Set exercise >> Reproduce all the lines exactly as they stand, apart from the pictures.
# START OF Source data
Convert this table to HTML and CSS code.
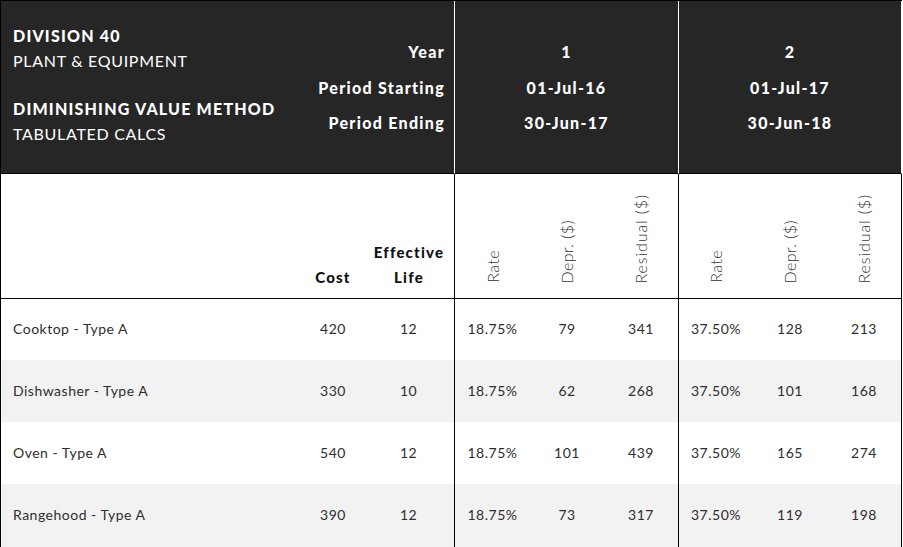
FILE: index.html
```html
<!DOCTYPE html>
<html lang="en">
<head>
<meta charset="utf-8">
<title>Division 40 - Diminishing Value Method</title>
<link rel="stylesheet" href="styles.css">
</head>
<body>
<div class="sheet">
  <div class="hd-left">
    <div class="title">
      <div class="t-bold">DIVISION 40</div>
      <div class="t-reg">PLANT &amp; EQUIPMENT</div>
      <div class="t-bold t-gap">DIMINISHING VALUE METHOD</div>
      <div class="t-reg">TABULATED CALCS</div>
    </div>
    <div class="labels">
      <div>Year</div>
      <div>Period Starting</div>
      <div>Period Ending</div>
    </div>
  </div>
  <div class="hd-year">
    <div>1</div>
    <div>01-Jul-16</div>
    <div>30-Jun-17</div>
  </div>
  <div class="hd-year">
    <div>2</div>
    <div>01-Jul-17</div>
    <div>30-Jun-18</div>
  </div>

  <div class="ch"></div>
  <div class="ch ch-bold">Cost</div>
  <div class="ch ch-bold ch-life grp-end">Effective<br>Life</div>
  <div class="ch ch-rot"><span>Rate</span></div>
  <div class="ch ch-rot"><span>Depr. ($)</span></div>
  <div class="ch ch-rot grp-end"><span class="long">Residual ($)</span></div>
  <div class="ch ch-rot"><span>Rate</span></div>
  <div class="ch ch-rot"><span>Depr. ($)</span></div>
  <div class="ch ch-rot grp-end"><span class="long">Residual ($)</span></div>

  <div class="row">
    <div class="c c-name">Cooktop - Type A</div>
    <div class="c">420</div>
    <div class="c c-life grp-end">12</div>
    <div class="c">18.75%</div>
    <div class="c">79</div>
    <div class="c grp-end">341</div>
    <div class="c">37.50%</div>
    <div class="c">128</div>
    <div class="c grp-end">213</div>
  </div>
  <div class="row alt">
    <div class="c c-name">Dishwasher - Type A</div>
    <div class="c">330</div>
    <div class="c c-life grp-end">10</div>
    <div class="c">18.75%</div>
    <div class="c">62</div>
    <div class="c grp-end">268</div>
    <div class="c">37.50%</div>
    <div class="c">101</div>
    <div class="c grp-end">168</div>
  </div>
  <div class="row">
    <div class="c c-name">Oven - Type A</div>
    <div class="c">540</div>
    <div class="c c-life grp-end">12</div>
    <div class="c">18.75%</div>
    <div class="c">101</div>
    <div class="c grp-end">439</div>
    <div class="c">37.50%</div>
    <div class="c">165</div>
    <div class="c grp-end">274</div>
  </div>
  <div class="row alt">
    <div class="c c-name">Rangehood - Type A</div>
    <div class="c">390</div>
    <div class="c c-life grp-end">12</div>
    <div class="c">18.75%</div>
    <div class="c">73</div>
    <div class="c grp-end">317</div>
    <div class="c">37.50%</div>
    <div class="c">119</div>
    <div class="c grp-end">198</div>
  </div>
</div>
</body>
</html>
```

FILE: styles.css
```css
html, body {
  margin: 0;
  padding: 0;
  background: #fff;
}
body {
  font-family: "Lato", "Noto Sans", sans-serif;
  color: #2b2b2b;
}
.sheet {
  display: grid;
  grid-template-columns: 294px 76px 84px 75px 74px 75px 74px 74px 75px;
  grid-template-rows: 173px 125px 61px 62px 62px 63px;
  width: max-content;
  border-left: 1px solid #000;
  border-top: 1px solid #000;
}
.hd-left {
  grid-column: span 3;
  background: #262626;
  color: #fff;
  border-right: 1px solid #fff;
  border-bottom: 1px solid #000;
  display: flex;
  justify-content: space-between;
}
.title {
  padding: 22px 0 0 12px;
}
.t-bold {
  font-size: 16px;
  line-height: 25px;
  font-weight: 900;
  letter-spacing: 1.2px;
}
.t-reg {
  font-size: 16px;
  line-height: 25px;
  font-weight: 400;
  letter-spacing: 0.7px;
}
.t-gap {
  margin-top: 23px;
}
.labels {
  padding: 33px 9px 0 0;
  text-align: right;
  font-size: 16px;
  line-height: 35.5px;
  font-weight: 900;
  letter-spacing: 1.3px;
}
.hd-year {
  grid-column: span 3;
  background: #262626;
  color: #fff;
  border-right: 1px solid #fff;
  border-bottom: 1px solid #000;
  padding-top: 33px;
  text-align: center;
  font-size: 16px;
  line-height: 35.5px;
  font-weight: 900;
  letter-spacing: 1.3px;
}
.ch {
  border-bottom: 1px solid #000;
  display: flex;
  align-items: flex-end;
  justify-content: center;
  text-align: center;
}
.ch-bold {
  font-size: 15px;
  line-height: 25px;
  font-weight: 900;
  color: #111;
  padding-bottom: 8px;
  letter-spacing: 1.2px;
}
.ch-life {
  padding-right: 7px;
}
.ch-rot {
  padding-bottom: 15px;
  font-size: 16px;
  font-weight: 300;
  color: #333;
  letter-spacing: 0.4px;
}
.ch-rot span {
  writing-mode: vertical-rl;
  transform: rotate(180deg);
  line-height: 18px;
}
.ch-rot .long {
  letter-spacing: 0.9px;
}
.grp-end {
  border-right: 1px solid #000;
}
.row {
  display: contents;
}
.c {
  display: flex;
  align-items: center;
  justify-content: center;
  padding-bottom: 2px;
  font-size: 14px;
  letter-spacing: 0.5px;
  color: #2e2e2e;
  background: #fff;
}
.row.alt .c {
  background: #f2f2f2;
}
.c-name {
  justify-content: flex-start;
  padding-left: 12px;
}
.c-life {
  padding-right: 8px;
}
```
# END OF Source data
Problem solution >>
Convert this table to HTML and CSS code.
FILE: index.html
```html
<!DOCTYPE html>
<html lang="en">
<head>
<meta charset="utf-8">
<title>Division 40 - Diminishing Value Method</title>
<link rel="stylesheet" href="styles.css">
</head>
<body>
<div class="sheet">
  <div class="hd-left">
    <div class="title">
      <div class="t-bold">DIVISION 40</div>
      <div class="t-reg">PLANT &amp; EQUIPMENT</div>
      <div class="t-bold t-gap">DIMINISHING VALUE METHOD</div>
      <div class="t-reg">TABULATED CALCS</div>
    </div>
    <div class="labels">
      <div>Year</div>
      <div>Period Starting</div>
      <div>Period Ending</div>
    </div>
  </div>
  <div class="hd-year">
    <div>1</div>
    <div>01-Jul-16</div>
    <div>30-Jun-17</div>
  </div>
  <div class="hd-year">
    <div>2</div>
    <div>01-Jul-17</div>
    <div>30-Jun-18</div>
  </div>

  <div class="ch"></div>
  <div class="ch ch-bold">Cost</div>
  <div class="ch ch-bold ch-life grp-end">Effective<br>Life</div>
  <div class="ch ch-rot"><span>Rate</span></div>
  <div class="ch ch-rot"><span>Depr. ($)</span></div>
  <div class="ch ch-rot grp-end"><span class="long">Residual ($)</span></div>
  <div class="ch ch-rot"><span>Rate</span></div>
  <div class="ch ch-rot"><span>Depr. ($)</span></div>
  <div class="ch ch-rot grp-end"><span class="long">Residual ($)</span></div>

  <div class="row">
    <div class="c c-name">Cooktop - Type A</div>
    <div class="c">420</div>
    <div class="c c-life grp-end">12</div>
    <div class="c">18.75%</div>
    <div class="c">79</div>
    <div class="c grp-end">341</div>
    <div class="c">37.50%</div>
    <div class="c">128</div>
    <div class="c grp-end">213</div>
  </div>
  <div class="row alt">
    <div class="c c-name">Dishwasher - Type A</div>
    <div class="c">330</div>
    <div class="c c-life grp-end">10</div>
    <div class="c">18.75%</div>
    <div class="c">62</div>
    <div class="c grp-end">268</div>
    <div class="c">37.50%</div>
    <div class="c">101</div>
    <div class="c grp-end">168</div>
  </div>
  <div class="row">
    <div class="c c-name">Oven - Type A</div>
    <div class="c">540</div>
    <div class="c c-life grp-end">12</div>
    <div class="c">18.75%</div>
    <div class="c">101</div>
    <div class="c grp-end">439</div>
    <div class="c">37.50%</div>
    <div class="c">165</div>
    <div class="c grp-end">274</div>
  </div>
  <div class="row alt">
    <div class="c c-name">Rangehood - Type A</div>
    <div class="c">390</div>
    <div class="c c-life grp-end">12</div>
    <div class="c">18.75%</div>
    <div class="c">73</div>
    <div class="c grp-end">317</div>
    <div class="c">37.50%</div>
    <div class="c">119</div>
    <div class="c grp-end">198</div>
  </div>
</div>
</body>
</html>
```

FILE: styles.css
```css
html, body {
  margin: 0;
  padding: 0;
  background: #fff;
}
body {
  font-family: "Lato", "Noto Sans", sans-serif;
  color: #2b2b2b;
}
.sheet {
  display: grid;
  grid-template-columns: 294px 76px 84px 75px 74px 75px 74px 74px 75px;
  grid-template-rows: 173px 125px 61px 62px 62px 63px;
  width: max-content;
  border-left: 1px solid #000;
  border-top: 1px solid #000;
}
.hd-left {
  grid-column: span 3;
  background: #262626;
  color: #fff;
  border-right: 1px solid #fff;
  border-bottom: 1px solid #000;
  display: flex;
  justify-content: space-between;
}
.title {
  padding: 22px 0 0 12px;
}
.t-bold {
  font-size: 16px;
  line-height: 25px;
  font-weight: 900;
  letter-spacing: 1.2px;
}
.t-reg {
  font-size: 16px;
  line-height: 25px;
  font-weight: 400;
  letter-spacing: 0.7px;
}
.t-gap {
  margin-top: 23px;
}
.labels {
  padding: 33px 9px 0 0;
  text-align: right;
  font-size: 16px;
  line-height: 35.5px;
  font-weight: 900;
  letter-spacing: 1.3px;
}
.hd-year {
  grid-column: span 3;
  background: #262626;
  color: #fff;
  border-right: 1px solid #fff;
  border-bottom: 1px solid #000;
  padding-top: 33px;
  text-align: center;
  font-size: 16px;
  line-height: 35.5px;
  font-weight: 900;
  letter-spacing: 1.3px;
}
.ch {
  border-bottom: 1px solid #000;
  display: flex;
  align-items: flex-end;
  justify-content: center;
  text-align: center;
}
.ch-bold {
  font-size: 15px;
  line-height: 25px;
  font-weight: 900;
  color: #111;
  padding-bottom: 8px;
  letter-spacing: 1.2px;
}
.ch-life {
  padding-right: 7px;
}
.ch-rot {
  padding-bottom: 15px;
  font-size: 16px;
  font-weight: 300;
  color: #333;
  letter-spacing: 0.4px;
}
.ch-rot span {
  writing-mode: vertical-rl;
  transform: rotate(180deg);
  line-height: 18px;
}
.ch-rot .long {
  letter-spacing: 0.9px;
}
.grp-end {
  border-right: 1px solid #000;
}
.row {
  display: contents;
}
.c {
  display: flex;
  align-items: center;
  justify-content: center;
  padding-bottom: 2px;
  font-size: 14px;
  letter-spacing: 0.5px;
  color: #2e2e2e;
  background: #fff;
}
.row.alt .c {
  background: #f2f2f2;
}
.c-name {
  justify-content: flex-start;
  padding-left: 12px;
}
.c-life {
  padding-right: 8px;
}
```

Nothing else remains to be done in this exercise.